What Happens in Riddim Method Stays in Riddim Method

I’ve written a lot here about the “riddim method,” a cheeky term suggested by my co-author Peter Manuel to describe a well-worn practice (and in the case of our article, a distinctly Jamaican version of it). We jest, but we’re serious. In short, what we try to explain is an approach to musical materials as shared/public/communal resources which people feel a certain license to riff on, reinvent, rearrange, remix — an approach sharpened and modernized in some special ways in the soundsystem<->studio industry-ecology of L20C Kingston, and an approach long gone global via reggae’s own migrations not to mention as absorbed and additionally broadcast by hip-hop, house, jungle, garage, grime, you name it.

But just because people participate in riddim/remix culture doesn’t mean they aren’t quick to turn the screws of copyright when it suits them. As Peter and I note in our article and as Larisa’s thesis will no doubt illuminate in lots of nuanced detail, plenty of reggae artists, musicians, and producers have sued each other over the years over allegedly unauthorized examples of plagiarism or infringement or tiefing.

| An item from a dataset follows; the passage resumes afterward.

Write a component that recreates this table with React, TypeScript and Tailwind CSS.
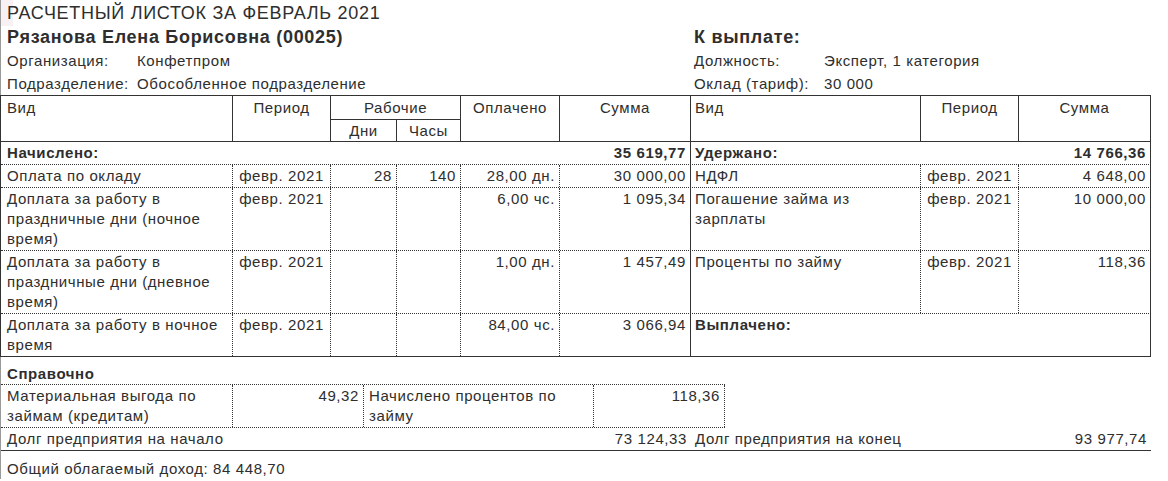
import { ReactNode } from "react";

// column grid shared by the header and every body row (widths include the right border)
const COLS = "grid grid-cols-[232px_98px_66px_64px_99px_131px_230px_98px_132px]";

type Line = {
  name: ReactNode;
  period: string;
  days?: string;
  hours?: string;
  paid: string;
  sum: string;
};

type Deduction = { name: ReactNode; period: string; sum: string } | null;

const accruals: Line[] = [
  { name: "Оплата по окладу", period: "февр. 2021", days: "28", hours: "140", paid: "28,00 дн.", sum: "30 000,00" },
  {
    name: (
      <>
        Доплата за работу в<br />праздничные дни (ночное<br />время)
      </>
    ),
    period: "февр. 2021",
    paid: "6,00 чс.",
    sum: "1 095,34"
  },
  {
    name: (
      <>
        Доплата за работу в<br />праздничные дни (дневное<br />время)
      </>
    ),
    period: "февр. 2021",
    paid: "1,00 дн.",
    sum: "1 457,49"
  },
  {
    name: (
      <>
        Доплата за работу в ночное<br />время
      </>
    ),
    period: "февр. 2021",
    paid: "84,00 чс.",
    sum: "3 066,94"
  }
];

const deductions: Deduction[] = [
  { name: "НДФЛ", period: "февр. 2021", sum: "4 648,00" },
  {
    name: (
      <>
        Погашение займа из<br />зарплаты
      </>
    ),
    period: "февр. 2021",
    sum: "10 000,00"
  },
  { name: "Проценты по займу", period: "февр. 2021", sum: "118,36" },
  null
];

export default function App() {
  return (
    <div className="min-h-screen bg-white font-['Liberation_Sans',Arial,sans-serif] text-[15px] leading-[20px] tracking-[0.6px] text-[#2e2e2e]">
      <div className="w-[1151px]">
        <TopInfo />
        <MainTable />
        <Reference />
      </div>
    </div>
  );
}

function InfoLine({ label, value }: { label: string; value: string }) {
  return (
    <div className="flex h-[23px] items-center whitespace-nowrap">
      <span className="w-[130px]">{label}</span>
      <span>{value}</span>
    </div>
  );
}

function TopInfo() {
  return (
    <div className="border-l border-[#9a9a9a]">
      <div className="relative h-[26px] whitespace-nowrap pl-[6px] text-[18px] leading-[26px] tracking-[0.7px]">
        <div className="absolute left-0 top-0 h-[26px] w-[12px] bg-[#f7f1f4]" />
        <span className="relative">РАСЧЕТНЫЙ ЛИСТОК ЗА ФЕВРАЛЬ 2021</span>
      </div>
      <div className="grid grid-cols-[689px_1fr]">
        <div className="pl-[6px]">
          <div className="h-[23px] whitespace-nowrap text-[18px] font-bold leading-[23px] tracking-[0.7px]">Рязанова Елена Борисовна (00025)</div>
          <InfoLine label="Организация:" value="Конфетпром" />
          <InfoLine label="Подразделение:" value="Обособленное подразделение" />
        </div>
        <div className="pl-[4px]">
          <div className="h-[23px] whitespace-nowrap text-[18px] font-bold leading-[23px] tracking-[0.7px]">К выплате:</div>
          <InfoLine label="Должность:" value="Эксперт, 1 категория" />
          <InfoLine label="Оклад (тариф):" value="30 000" />
        </div>
      </div>
    </div>
  );
}

const head = "border-r border-b border-[#333] px-[4px]";
const dot = "border-r border-dotted border-[#333] px-[4px] py-px whitespace-nowrap";
const solid = "border-r border-[#333] px-[4px] py-px whitespace-nowrap";

function MainTable() {
  return (
    <div className="border-l border-[#333]">
      <div className={`${COLS} grid-rows-[24px_22px] border-t border-[#333]`}>
        <div className={`${head} row-span-2 pl-[6px] pt-[2px]`}>Вид</div>
        <div className={`${head} row-span-2 pt-[2px] text-center`}>Период</div>
        <div className={`${head} col-span-2 pt-[2px] text-center`}>Рабочие</div>
        <div className={`${head} row-span-2 pt-[2px] text-center`}>Оплачено</div>
        <div className={`${head} row-span-2 pt-[2px] text-center`}>Сумма</div>
        <div className={`${head} row-span-2 pt-[2px]`}>Вид</div>
        <div className={`${head} row-span-2 pt-[2px] text-center`}>Период</div>
        <div className={`${head} row-span-2 pt-[2px] text-center`}>Сумма</div>
        <div className={`${head} col-start-3 row-start-2 pt-px text-center`}>Дни</div>
        <div className={`${head} col-start-4 row-start-2 pt-px text-center`}>Часы</div>
      </div>

      <div className={`${COLS} border-b border-dotted border-[#333] font-bold`}>
        <div className={`${solid} col-span-6 flex justify-between pl-[6px]`}>
          <span>Начислено:</span>
          <span>35 619,77</span>
        </div>
        <div className={`${solid} col-span-3 flex justify-between`}>
          <span>Удержано:</span>
          <span>14 766,36</span>
        </div>
      </div>

      {accruals.map((line, i) => {
        const d = deductions[i];
        const last = i === accruals.length - 1;
        return (
          <div key={i} className={`${COLS} border-b border-[#333] ${last ? "border-solid" : "border-dotted"}`}>
            <div className={`${dot} pl-[6px]`}>{line.name}</div>
            <div className={`${dot} text-center`}>{line.period}</div>
            <div className={`${dot} text-right`}>{line.days}</div>
            <div className={`${dot} text-right`}>{line.hours}</div>
            <div className={`${dot} text-right`}>{line.paid}</div>
            <div className={`${solid} text-right`}>{line.sum}</div>
            {d ? (
              <>
                <div className={dot}>{d.name}</div>
                <div className={`${dot} text-center`}>{d.period}</div>
                <div className={`${solid} text-right`}>{d.sum}</div>
              </>
            ) : (
              <div className={`${solid} col-span-3 font-bold`}>Выплачено:</div>
            )}
          </div>
        );
      })}
    </div>
  );
}

function Reference() {
  return (
    <div className="border-l border-[#9a9a9a]">
      <div className="h-[27px] pl-[6px] pt-[7px] font-bold">Справочно</div>
      <div className="grid w-[724px] grid-cols-[232px_131px_230px_131px] border-y border-dotted border-[#333]">
        <div className={`${dot} pl-[6px]`}>
          Материальная выгода по<br />займам (кредитам)
        </div>
        <div className={`${dot} text-right`}>49,32</div>
        <div className={`${dot} pl-[5px]`}>
          Начислено процентов по<br />займу
        </div>
        <div className={`${dot} text-right`}>118,36</div>
      </div>
      <div className="grid w-[1150px] grid-cols-[690px_460px] border-b border-[#333]">
        <div className="flex justify-between py-px pl-[6px] pr-[4px]">
          <span>Долг предприятия на начало</span>
          <span>73 124,33</span>
        </div>
        <div className="flex justify-between py-px pl-[4px] pr-[4px]">
          <span>Долг предприятия на конец</span>
          <span>93 977,74</span>
        </div>
      </div>
      <div className="pl-[6px] pt-[8px]">Общий облагаемый доход: 84 448,70</div>
    </div>
  );
}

Take Nando Boom, for instance, one of the Panamanian pioneers of dancehall reggaespañol. My co-editor-y-compi, Raquel, told me many months ago that Sñr Boom was suing Don Omar (as well as Wisin y Yandel and their producers) for the unauthorized use of elements from his “Enfermo de Amor” in their relatively successful single, “MySpace” (a song initially discussed here way back when). So thanks to Raq for putting it on my radar, though I’ve been steadily wondering — even while sitting on a draft of this post — what’s been happening with the suit. In that regard, I gotta thank my tweep Tito for letting me know yesterday that the case was recently settled, at least between Nando Boom and Don Omar.

Indeed, it apparently was announced earlier this month that Sñr Boom was withdrawing “counterfeit charges” against Don Omar and would accept his $100k offer as “bastante” despite having turned up his nose at it for about a year and a half (he initially demanded a sum in the millions and is still waiting on W&Y to “square up”).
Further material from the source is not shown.